Hal ini, lanjut Alexander, tentu menyulitkan dalam hal pengawasan karena Inspektorat, BPK dan BPKP sulit masuk untuk melakukan pemeriksaan. Begitupun dalam hal pengawasan pajaknya, sehingga dapat membuka peluang terjadinya tindak pidana korupsi.

Secara rinci Alex memaparkan titik-titik rawan korupsi di BUMD di antaranya pemanfaatan penyertaan modal yang tidak transparan dan akuntabel, penyuapan untuk melancarkan proyek, pemanfaatan CSR yang berindikasi korupsi (gratifikasi), kurang kehati-hatian dalam pengambilan keputusan dalam berusaha, pemilihan direksi dan dewan pengawas, mekanisme PBJ yang tidak transparan dan akuntabel, rendahnya pengendalian dan pengawasan fraud, serta implementasi GCG yang belum optimal.

Dalam kesempatan itu, Direktur Utama BPD Kaltimtara Muhammad Yamin menyampaikan bahwa bisnis utama BPD Kaltimtara adalah pemberian kredit. Pada kondisi sekarang masih menjadi dominan untuk ekspansi kredit. Kredit yang diberikan bersinggungan dengan risiko, yang menyebabkan kehilangan kesempatan memperoleh revenue dan bank harus punya cadangan untuk memperkuat modal.

“Hal ini mengakibatkan ketakutan dalam pengambilan keputusan. Jika kurang hati-hati ditambah tidak ada standar khusus, bisa saja terjadi kredit macet. Aturan OJK (Otoritas Jasa Keuangan) mengharuskan memiliki Satuan Pengawas Internal (SPI). BPD Kaltimtara sudah memiliki Direktur Kepatuhan,” ujar Yamin.

Menutup kegiatan, KPK merekomendasikan agar BUMD Kaltim untuk melakukan pemetaan potensi korupsi serta mitigasinya di setiap lini bisnis, menerapkan implementasi GCG dan Sistem Manajemen Anti Penyuapan (SMAP).

Alex juga mengajak jajaran komisaris dan Direksi BUMD untuk bersama-sama memberantas praktik korupsi guna menciptakan iklim berusaha yang sehat.

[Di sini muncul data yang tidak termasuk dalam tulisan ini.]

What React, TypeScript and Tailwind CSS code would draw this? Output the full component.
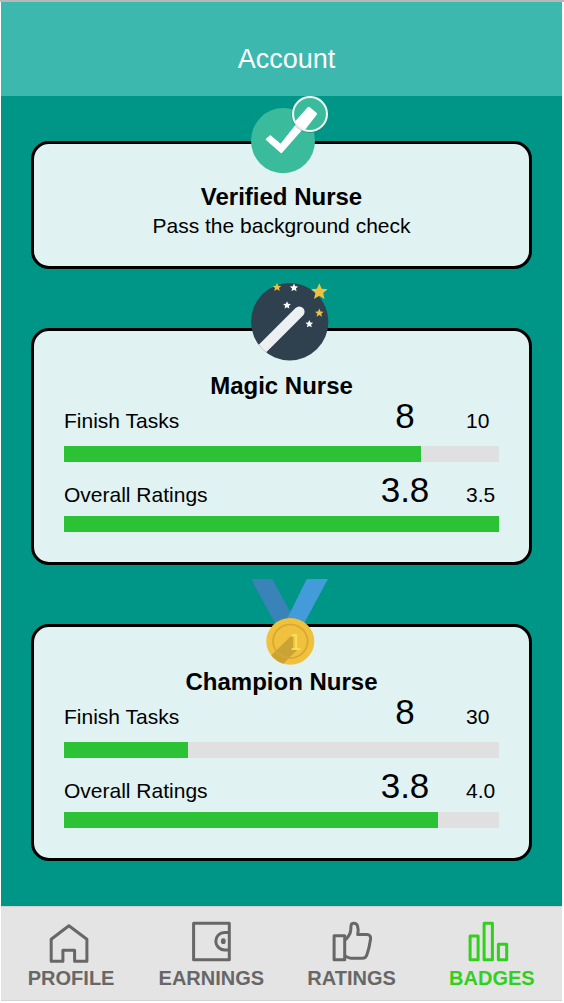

“Kami dorong pembentukan Komite Advokasi Daerah (KAD). Tujuannya untuk menjembatani pelaku usaha dengan birokrat, pihak-pihak yang menerbitkan regulasi, yang melakukan pengawasan, proses perizinan dan lain sebagainya dibahas bersama di forum tersebut. Pemerintah tidak mungkin berjalan dengan baik tanpa peran serta pelaku usaha,” pungkas Alexander.